Now that we've got our slides, as I said, you've got a preview here with with all of the content of each of them. The thing that you want to have a look at underneath that preview is this little section called "speaker notes"; speaker notes is just a little area with a text box or a text area where you can actually write notes per slide which can be used when you're actually giving your presentation and these won't be shown to the audience at all; these are just used for your own use, if you're presenting on a second screen or you're using Keynote to present and you want to use the slides speaker notes feature, this will automatically be put into the speaker notes that you'll be able to see once you export our collaborative presentation from Figma to Keynote.
The other thing that you've probably noticed is that we have some animations on all of our layers here, and these are being controlled by this panel over here; however, it is worth noting that because we're exporting from Figma to Keynote in this tutorial those animations won't be won't be seen in the in the Keynote presentation; if we open up our export formats here you can see that we've got two groups, we've got an "animated" group which just has the "Pitchdeck URL" export format, and we've got a "static" group which has things like "PDF", "PowerPoint" and "Keynote"; the animations will only be applied to this first format, which is the "Pitchdeck URL"; that is the default format for creating presentations, if you upload a presentation to that, it will give you a URL where you can actually present this deck, and you'll get all the animations, you'll get the slide notes, you'll get a remote control to control the slides from your phone if you want to; there's all these different features it offers. If you do want to know how that works, there's a separate tutorial on the Figmatic YouTube channel; you can check that out, it goes for about half an hour and it'll give you a deep dive and a full demo of how that works and what you can do with it.
For today, because we're going to be exporting our presentation design from Figma to Keynote, just be mindful that any animations you do apply here will not get carried across, and the reason for that is these are very specific web-based animations that don't have any relationship to Keynote; Keynote has very different animation styles that that don't map to these animations; they're just static when you export it, but you can apply animations once the deck is in Keynote if you'd like to, and I can show you how to do that in a second after we export this collaborative presentation design from Figma to Keynote; let's go ahead and do that now.
I'm happy with the ordering, I'm happy with the design, I've got all my speaker notes set; so, to export this presentation from Figma to Keynote, all we need to do is click on this little drop down up here; this is our export format selection, and if you go down to the bottom of the list where it says "Keynote file", click on that, and you'll see here that it's just changed the button to "Export Keynote". All we need to do is click on that button now, so I'll click on that, and what this is doing is it's generating an actual file that can be opened in Keynote natively outside of Figma. It's taking all your presentation designs and turning them into slides.
Okay, it's telling us our presentation Keynote is ready, it's letting us save it, and by default it just uses the the document title from your Figma file; I'm just going to leave that as is and click "Save" to my desktop.
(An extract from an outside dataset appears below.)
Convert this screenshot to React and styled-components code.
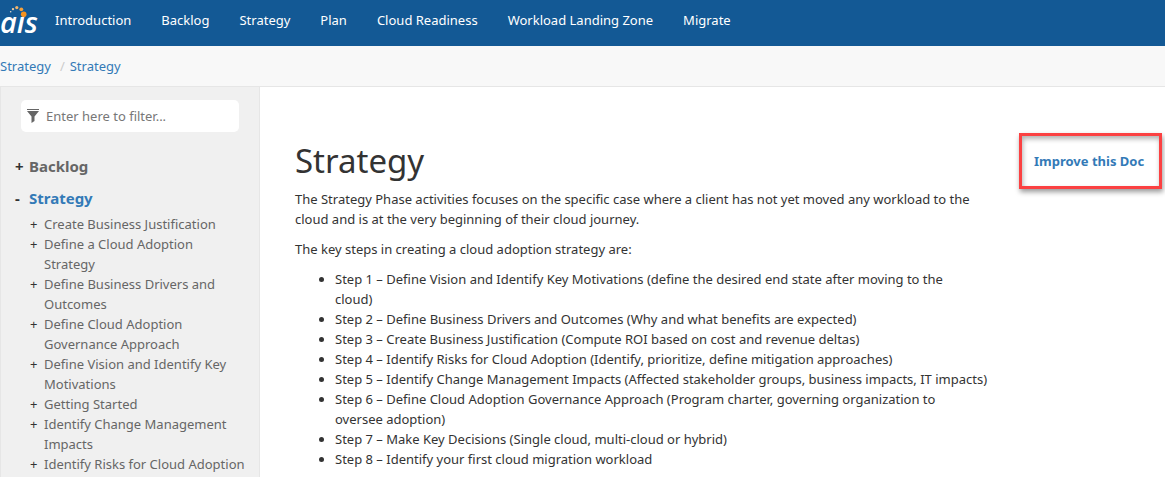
import React from 'react';
import styled, { createGlobalStyle } from 'styled-components';

const Global = createGlobalStyle`
  *, *::before, *::after { box-sizing: border-box; }
  html, body { margin: 0; }
  body {
    background: #fff;
    color: #333;
    font: 13px/20px "Segoe UI", "Noto Sans", "Open Sans", sans-serif;
  }
  #root { min-height: 100vh; display: flex; flex-direction: column; }
  a { color: #337ab7; text-decoration: none; }
`;

const NavBar = styled.nav`
  display: flex;
  height: 46px;
  background: #135995;
`;
const Brand = styled.a`
  display: block;
  width: 40px;
  height: 46px;
`;
const NavList = styled.ul`
  display: flex;
  margin: 0;
  padding: 0;
  list-style: none;
`;
const NavLink = styled.a`
  display: block;
  padding: 10px 15px;
  color: #fff;
`;

const Crumbs = styled.ol`
  display: flex;
  gap: 9px;
  margin: 0;
  padding: 10px 0;
  list-style: none;
  background: #f8f8f8;
  border-bottom: 1px solid #e6e6e6;
`;
const Divider = styled.span`
  color: #ccc;
  padding-right: 5px;
`;

const Body = styled.div`
  display: flex;
  flex: 1;
`;
const Sidebar = styled.aside`
  flex: none;
  width: 260px;
  padding: 13px 0 0;
  background: #f0f0f0;
  border: solid #e6e6e6;
  border-width: 0 1px;
`;
const Filter = styled.label`
  display: flex;
  align-items: center;
  gap: 7px;
  height: 32px;
  margin: 0 20px;
  padding: 0 6px;
  background: #fff;
  border-radius: 5px;
`;
const FilterInput = styled.input`
  flex: 1;
  min-width: 0;
  padding: 0;
  border: 0;
  outline: 0;
  background: none;
  font: inherit;
  color: #555;
  &::placeholder { color: #777; opacity: 1; }
`;
const Tree = styled.ul`
  display: flex;
  flex-direction: column;
  gap: 12px;
  margin: 24px 0 0;
  padding: 0 13px 0 14px;
  list-style: none;
`;
const SubTree = styled.ul`
  margin: 6px 0 0;
  padding: 0 0 0 15px;
  list-style: none;
`;
const Row = styled.div`
  display: flex;
`;
const Toggle = styled.button`
  flex: none;
  align-self: flex-start;
  width: 14px;
  padding: 0;
  border: 0;
  background: none;
  color: #333;
  font: inherit;
  font-size: ${p => (p.$top ? 15 : 13)}px;
  font-weight: ${p => (p.$top ? 700 : 400)};
  text-align: left;
`;
const TopLink = styled.a`
  font-size: 15px;
  font-weight: 700;
  color: ${p => (p.$active ? '#337ab7' : '#666')};
`;
const SubLink = styled.a`
  color: #666;
`;

const Main = styled.main`
  display: flex;
  flex: 1;
  min-width: 0;
  padding: 46px 3px 0 35px;
  gap: 20px;
  align-items: flex-start;
`;
const Article = styled.article`
  flex: 1;
  min-width: 0;
`;
const Title = styled.h1`
  margin: 8px 0;
  font-size: 33px;
  font-weight: 400;
  line-height: 40px;
`;
const Para = styled.p`
  margin: 0 0 10px;
`;
const Steps = styled.ul`
  margin: 0;
  padding: 0 0 0 40px;
  white-space: pre-line;
`;
const Improve = styled.div`
  flex: none;
  width: 143px;
  padding: 15px 12px;
  border: 3px solid #fb4142;
  box-shadow: 1px 3px 5px rgba(0, 0, 0, 0.4), inset 1px 3px 5px rgba(0, 0, 0, 0.3);
  font-weight: 700;
`;

const nav = ['Introduction', 'Backlog', 'Strategy', 'Plan', 'Cloud Readiness', 'Workload Landing Zone', 'Migrate'];
const topics = [
  'Create Business Justification',
  'Define a Cloud Adoption Strategy',
  'Define Business Drivers and Outcomes',
  'Define Cloud Adoption Governance Approach',
  'Define Vision and Identify Key Motivations',
  'Getting Started',
  'Identify Change Management Impacts',
  'Identify Risks for Cloud Adoption',
];
const steps = [
  'Step 1 – Define Vision and Identify Key Motivations (define the desired end state after moving to the\ncloud)',
  'Step 2 – Define Business Drivers and Outcomes (Why and what benefits are expected)',
  'Step 3 – Create Business Justification (Compute ROI based on cost and revenue deltas)',
  'Step 4 – Identify Risks for Cloud Adoption (Identify, prioritize, define mitigation approaches)',
  'Step 5 – Identify Change Management Impacts (Affected stakeholder groups, business impacts, IT impacts)',
  'Step 6 – Define Cloud Adoption Governance Approach (Program charter, governing organization to\noversee adoption)',
  'Step 7 – Make Key Decisions (Single cloud, multi-cloud or hybrid)',
  'Step 8 – Identify your first cloud migration workload',
];

const Logo = () => (
  <svg width="40" height="46" viewBox="0 0 40 46">
    <text x="0" y="33" fill="#fff" fontFamily="Open Sans, sans-serif" fontSize="29" fontWeight="600" fontStyle="italic">ais</text>
    <circle cx="23.7" cy="13" r="3.6" fill="#135995" />
    <circle cx="23.7" cy="14.3" r="2.8" fill="#f7931e" />
    <circle cx="21.3" cy="9.3" r="1.9" fill="#f5a03a" />
    <circle cx="16.8" cy="7.6" r="1.6" fill="#f3b56a" />
    <circle cx="13" cy="9.1" r="1.2" fill="#f0c898" />
    <circle cx="10.7" cy="11.8" r="0.8" fill="#e8dccb" />
  </svg>
);

const Funnel = () => (
  <svg width="12" height="14" viewBox="0 0 12 14" fill="#666">
    <path d="M0 0h12v1H0zM0 2h12L7.5 7.5V12L4.5 14V7.5z" />
  </svg>
);

export default function App() {
  return (
    <>
      <Global />
      <NavBar>
        <Brand href="#" aria-label="ais"><Logo /></Brand>
        <NavList>
          {nav.map(n => <li key={n}><NavLink href="#">{n}</NavLink></li>)}
        </NavList>
      </NavBar>
      <Crumbs>
        <li><a href="#">Strategy</a></li>
        <li><Divider>/</Divider><a href="#">Strategy</a></li>
      </Crumbs>
      <Body>
        <Sidebar>
          <Filter>
            <Funnel />
            <FilterInput type="text" aria-label="Filter" placeholder="Enter here to filter..." />
          </Filter>
          <Tree>
            <li>
              <Row><Toggle $top>+</Toggle><TopLink href="#">Backlog</TopLink></Row>
            </li>
            <li>
              <Row><Toggle $top>-</Toggle><TopLink $active href="#">Strategy</TopLink></Row>
              <SubTree>
                {topics.map(t => (
                  <li key={t}>
                    <Row><Toggle>+</Toggle><SubLink href="#">{t}</SubLink></Row>
                  </li>
                ))}
              </SubTree>
            </li>
          </Tree>
        </Sidebar>
        <Main>
          <Article>
            <Title>Strategy</Title>
            <Para>The Strategy Phase activities focuses on the specific case where a client has not yet moved any workload to the cloud and is at the very beginning of their cloud journey.</Para>
            <Para>The key steps in creating a cloud adoption strategy are:</Para>
            <Steps>
              {steps.map(s => <li key={s}>{s}</li>)}
            </Steps>
          </Article>
          <Improve><a href="#">Improve this Doc</a></Improve>
        </Main>
      </Body>
    </>
  );
}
It's telling me that I can save the the Keynote file to a computer and open it in Keynote or I can share it via email or Slack or anything else I prefer; in this case I am going to open it on my on my computer. To do this, you can just double click on the file that you just exported, or you could open up Keynote and open it manually if you wanted to, just by going to "File", "Open", and then double clicking on the file we just exported.
Now I'm in Keynote after double clicking on the file that we just exported from Figma; this is a slide deck presentation that we just we just designed in Figma, and as you can see, all of the slides are there, the order is the same as we expected, and all of these elements are real elements that we can click on and move around, they all change, the background property has already been set to white, but we can change that if we wanted to, and that will show through with all of the the other layers that we've got.
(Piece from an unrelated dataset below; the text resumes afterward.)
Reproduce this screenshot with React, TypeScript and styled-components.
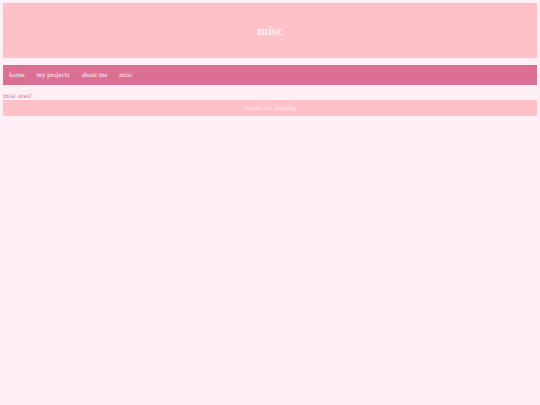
import React from "react";
import styled, { createGlobalStyle } from "styled-components";

const GlobalStyle = createGlobalStyle`
  body {
    margin: 0;
    background: lavenderblush;
    color: palevioletred;
    font-family: "Liberation Serif", "Times New Roman", serif;
    font-size: 7px;
    line-height: 8px;
    text-rendering: geometricPrecision;
  }
`;

const Page = styled.div`
  padding: 3px;
`;

const Header = styled.header`
  padding: 20px;
  background: #ffc0c8;
  color: lavenderblush;
  text-align: center;
`;

const Title = styled.h1`
  margin: 0;
  font-size: 13px;
  line-height: 15px;
`;

const Nav = styled.nav`
  display: flex;
  gap: 12px;
  margin: 7px 0;
  padding: 6px;
  background: palevioletred;
`;

const NavLink = styled.a`
  color: lavenderblush;
  text-decoration: none;
`;

const Text = styled.p`
  margin: 0;
`;

const Footer = styled.footer`
  padding: 4px;
  background: #ffc0c8;
  color: lavenderblush;
  text-align: center;
`;

const links = ["home", "my projects", "about me", "misc"];

export default function App() {
  return (
    <>
      <GlobalStyle />
      <Page>
        <Header>
          <Title>misc</Title>
        </Header>
        <Nav>
          {links.map((label) => (
            <NavLink key={label} href="#">
              {label}
            </NavLink>
          ))}
        </Nav>
        <main>
          <Text>misc area!.</Text>
        </main>
        <Footer>thanks for looking</Footer>
      </Page>
    </>
  );
}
As I mentioned before with the with the speaker notes, if you go to "view" and then click on "show presenter notes", you can see here, it's just revealedthe presenter notes or speaker notes that we added in Figma, and those have been carried across to our Keynote presentation; whenever I change a slide you can see down here that those are being pulled in, and I can edit those of course, or change them, now that we're in Keynote; and that's what it looks like.
If you do need to apply animations; as I said, they don't get carried across from Figma into Keynote, they only get carried across into the Pitchdeck web URL format in the other tutorial; but if you do want to add animations to these slides, now that you've got them in Keynote, you can totally do that as well. The way you can do that is by going to "animate", just in the top right here, clicking on a layer that you want to apply an animation to, clicking on "add an effect" and then you get this drop down here where you can add different effects. If I do a blur effect that's going to blur that in for me; I can choose this other one; that's that's quite a crazy animation but you can totally do that as well, and you can keep changing those of course. I don't know what that one does; oh yeah, it's a lens flare; you can play around with these of course, but the neat thing is that all of your assets from Figma have now been migrated into Keynote, and you can play around with these, you can move them, you can scale them of course, and pretty much do whatever you want. Of course, you can present that as well by clicking on the "play" icon and doing it that way.
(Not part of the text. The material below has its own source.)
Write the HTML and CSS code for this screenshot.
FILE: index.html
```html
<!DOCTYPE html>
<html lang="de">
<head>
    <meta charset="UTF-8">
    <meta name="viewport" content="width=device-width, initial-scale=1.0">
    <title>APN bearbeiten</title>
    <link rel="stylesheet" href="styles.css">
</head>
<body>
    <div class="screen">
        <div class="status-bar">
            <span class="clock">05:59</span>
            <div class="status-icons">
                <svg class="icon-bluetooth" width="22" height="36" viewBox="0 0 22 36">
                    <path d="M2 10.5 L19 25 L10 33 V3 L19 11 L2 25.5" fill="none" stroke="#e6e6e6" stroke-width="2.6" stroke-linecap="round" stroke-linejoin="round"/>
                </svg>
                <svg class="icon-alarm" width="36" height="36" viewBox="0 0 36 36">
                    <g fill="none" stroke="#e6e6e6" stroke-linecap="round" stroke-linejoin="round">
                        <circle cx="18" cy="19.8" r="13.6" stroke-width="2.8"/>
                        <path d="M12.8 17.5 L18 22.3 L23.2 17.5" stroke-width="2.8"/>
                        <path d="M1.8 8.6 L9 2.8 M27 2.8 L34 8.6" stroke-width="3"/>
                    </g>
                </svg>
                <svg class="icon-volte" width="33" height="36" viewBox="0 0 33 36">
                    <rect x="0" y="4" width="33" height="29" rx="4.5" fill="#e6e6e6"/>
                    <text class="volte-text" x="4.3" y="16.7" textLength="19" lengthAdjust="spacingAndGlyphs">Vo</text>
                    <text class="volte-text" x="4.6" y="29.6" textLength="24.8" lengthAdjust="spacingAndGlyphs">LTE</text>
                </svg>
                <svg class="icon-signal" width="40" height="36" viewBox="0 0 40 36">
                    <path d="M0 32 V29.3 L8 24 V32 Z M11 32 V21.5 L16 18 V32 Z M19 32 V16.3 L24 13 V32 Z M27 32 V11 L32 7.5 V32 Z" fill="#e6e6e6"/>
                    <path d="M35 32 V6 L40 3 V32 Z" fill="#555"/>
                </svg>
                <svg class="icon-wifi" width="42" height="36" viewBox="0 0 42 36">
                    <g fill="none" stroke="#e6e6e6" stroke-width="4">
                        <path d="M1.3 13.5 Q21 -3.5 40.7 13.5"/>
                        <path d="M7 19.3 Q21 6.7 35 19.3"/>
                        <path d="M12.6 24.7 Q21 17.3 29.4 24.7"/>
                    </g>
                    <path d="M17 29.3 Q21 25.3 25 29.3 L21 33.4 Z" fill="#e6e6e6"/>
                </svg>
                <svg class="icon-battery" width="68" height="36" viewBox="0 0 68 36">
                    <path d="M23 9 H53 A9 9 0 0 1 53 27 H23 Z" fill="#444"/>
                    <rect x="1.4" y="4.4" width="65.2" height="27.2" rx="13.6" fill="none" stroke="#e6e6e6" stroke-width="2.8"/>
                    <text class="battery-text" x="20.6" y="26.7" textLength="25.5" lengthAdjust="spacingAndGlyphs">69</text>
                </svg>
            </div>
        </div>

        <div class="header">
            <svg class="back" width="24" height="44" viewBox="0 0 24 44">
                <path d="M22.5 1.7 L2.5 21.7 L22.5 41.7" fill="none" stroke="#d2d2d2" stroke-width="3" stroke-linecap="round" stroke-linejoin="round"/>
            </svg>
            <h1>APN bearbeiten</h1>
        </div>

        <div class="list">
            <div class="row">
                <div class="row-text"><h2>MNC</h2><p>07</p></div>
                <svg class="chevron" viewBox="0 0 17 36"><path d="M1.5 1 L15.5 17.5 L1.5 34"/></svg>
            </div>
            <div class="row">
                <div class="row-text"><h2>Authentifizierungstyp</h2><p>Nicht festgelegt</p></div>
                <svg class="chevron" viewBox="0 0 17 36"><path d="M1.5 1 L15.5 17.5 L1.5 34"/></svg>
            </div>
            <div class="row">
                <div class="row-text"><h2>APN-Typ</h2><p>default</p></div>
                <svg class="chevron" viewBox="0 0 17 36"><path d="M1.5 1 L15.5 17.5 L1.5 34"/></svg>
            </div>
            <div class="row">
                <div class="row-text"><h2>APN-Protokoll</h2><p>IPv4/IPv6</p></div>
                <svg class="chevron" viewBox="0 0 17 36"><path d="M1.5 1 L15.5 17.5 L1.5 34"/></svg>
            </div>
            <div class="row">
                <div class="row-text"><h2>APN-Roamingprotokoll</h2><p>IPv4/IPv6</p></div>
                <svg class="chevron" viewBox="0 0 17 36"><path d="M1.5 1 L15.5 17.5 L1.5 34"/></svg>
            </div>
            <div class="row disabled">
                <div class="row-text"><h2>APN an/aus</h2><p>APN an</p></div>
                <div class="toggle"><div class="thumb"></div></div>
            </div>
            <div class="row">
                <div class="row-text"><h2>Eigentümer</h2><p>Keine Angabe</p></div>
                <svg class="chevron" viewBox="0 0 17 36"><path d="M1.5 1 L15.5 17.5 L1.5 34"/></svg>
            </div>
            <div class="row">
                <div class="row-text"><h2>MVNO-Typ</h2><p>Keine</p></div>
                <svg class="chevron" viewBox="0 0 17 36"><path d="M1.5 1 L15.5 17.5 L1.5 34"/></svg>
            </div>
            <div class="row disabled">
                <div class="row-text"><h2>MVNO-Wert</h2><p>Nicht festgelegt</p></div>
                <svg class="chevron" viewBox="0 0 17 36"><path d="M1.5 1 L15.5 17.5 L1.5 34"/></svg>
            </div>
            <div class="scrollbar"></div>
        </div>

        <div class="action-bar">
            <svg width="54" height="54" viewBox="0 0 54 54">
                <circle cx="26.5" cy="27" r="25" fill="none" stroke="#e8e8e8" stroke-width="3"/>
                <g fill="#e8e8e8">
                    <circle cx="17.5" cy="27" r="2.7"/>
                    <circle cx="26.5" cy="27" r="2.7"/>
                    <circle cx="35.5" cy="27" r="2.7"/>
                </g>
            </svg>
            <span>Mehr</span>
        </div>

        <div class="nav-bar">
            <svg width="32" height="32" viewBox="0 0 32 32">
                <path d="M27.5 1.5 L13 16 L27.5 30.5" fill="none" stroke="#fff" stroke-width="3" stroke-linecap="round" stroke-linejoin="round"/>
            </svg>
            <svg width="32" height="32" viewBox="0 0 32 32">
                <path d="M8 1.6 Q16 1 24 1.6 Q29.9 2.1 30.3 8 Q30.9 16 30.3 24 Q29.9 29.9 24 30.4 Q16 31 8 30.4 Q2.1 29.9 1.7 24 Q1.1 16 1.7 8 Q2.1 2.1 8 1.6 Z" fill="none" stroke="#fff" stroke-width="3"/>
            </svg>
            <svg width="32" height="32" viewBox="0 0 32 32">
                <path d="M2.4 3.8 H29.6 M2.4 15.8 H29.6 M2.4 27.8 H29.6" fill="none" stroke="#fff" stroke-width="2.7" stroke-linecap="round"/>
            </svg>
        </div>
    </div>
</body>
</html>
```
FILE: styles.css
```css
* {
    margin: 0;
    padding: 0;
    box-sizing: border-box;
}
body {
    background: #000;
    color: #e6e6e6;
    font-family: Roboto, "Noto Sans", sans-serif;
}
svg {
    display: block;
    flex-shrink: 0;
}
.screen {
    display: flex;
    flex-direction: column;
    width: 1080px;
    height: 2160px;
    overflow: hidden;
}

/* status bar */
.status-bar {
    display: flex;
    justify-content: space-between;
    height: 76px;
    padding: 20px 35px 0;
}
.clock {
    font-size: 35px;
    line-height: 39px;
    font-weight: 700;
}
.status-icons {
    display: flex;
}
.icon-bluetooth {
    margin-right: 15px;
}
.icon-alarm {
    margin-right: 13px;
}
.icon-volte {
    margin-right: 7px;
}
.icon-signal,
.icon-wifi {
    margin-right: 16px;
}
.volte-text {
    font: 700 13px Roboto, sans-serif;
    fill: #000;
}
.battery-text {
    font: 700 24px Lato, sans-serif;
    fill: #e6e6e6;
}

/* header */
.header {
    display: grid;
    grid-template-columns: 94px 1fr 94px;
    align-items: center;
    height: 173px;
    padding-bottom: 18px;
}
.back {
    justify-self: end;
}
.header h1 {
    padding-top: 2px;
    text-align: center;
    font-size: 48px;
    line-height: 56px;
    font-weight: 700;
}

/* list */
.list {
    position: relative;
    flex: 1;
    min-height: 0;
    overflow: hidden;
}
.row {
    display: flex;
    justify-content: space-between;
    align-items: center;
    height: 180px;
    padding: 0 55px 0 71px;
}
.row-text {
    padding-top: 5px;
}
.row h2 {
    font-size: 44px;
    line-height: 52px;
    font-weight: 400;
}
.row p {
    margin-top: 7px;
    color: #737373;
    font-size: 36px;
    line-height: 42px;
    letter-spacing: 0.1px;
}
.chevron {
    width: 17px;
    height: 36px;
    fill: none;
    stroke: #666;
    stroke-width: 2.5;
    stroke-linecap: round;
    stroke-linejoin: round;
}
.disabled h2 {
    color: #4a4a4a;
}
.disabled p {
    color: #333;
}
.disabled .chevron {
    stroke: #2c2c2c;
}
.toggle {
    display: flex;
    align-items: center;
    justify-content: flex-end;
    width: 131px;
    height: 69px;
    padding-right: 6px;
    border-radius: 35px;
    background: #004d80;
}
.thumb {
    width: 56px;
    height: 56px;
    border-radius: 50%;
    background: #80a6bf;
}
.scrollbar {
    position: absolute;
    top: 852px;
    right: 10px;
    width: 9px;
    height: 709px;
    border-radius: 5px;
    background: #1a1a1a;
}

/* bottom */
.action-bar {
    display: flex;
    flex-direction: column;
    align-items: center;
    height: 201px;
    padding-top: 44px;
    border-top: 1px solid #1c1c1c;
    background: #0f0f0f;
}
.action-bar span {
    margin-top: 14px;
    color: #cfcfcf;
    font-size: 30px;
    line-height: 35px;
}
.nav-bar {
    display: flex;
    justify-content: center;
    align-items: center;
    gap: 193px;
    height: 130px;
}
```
That's essentially it; it's really simple and really quick to do this, and I think the cool thing is if you're designing these presentations collaboratively in Figma, you get all the benefits of being able to design collaborative presentations in a tool that you really like, without having to just jump straight into Keynote in an isolated way; you can keep Figma as your source of truth for your collaborative presentation slide deck designs and whenever you do need to export your presentation from Figma to Keynote, you can simply re-run the Pitchdeck plugin as many times as you want, keep Figma as a source of truth; and keep re-exporting to Keynote whenever you need to.
You can relaunch the Pitchdeck Figma plugin really quickly by just going over to the right hand side, and you'll see the little pancake icon with "Pitchdeck" next to it; if you click on that, that will relaunch the Figma plugin straight away; and that way you don't have to go to right click, go to "plugins", and find it in there, you can just do it with one click on the right hand side there.
I hope that's been helpful for anybody who's been wondering if they can export their collaborative presentation designs from Figma to Keynote; and the answer is you can, but at the moment the only way you can do it is by using the Pitchdeck Figma plugin that we just went through. I hope that helps you or your team with anything you're working on, or if you're just trying to solve the Figma to Keynote problem that you've been having, this is definitely the way to go about it. Thank you again for watching, as always, and I'll be back very soon with more Figma tutorials just like this one.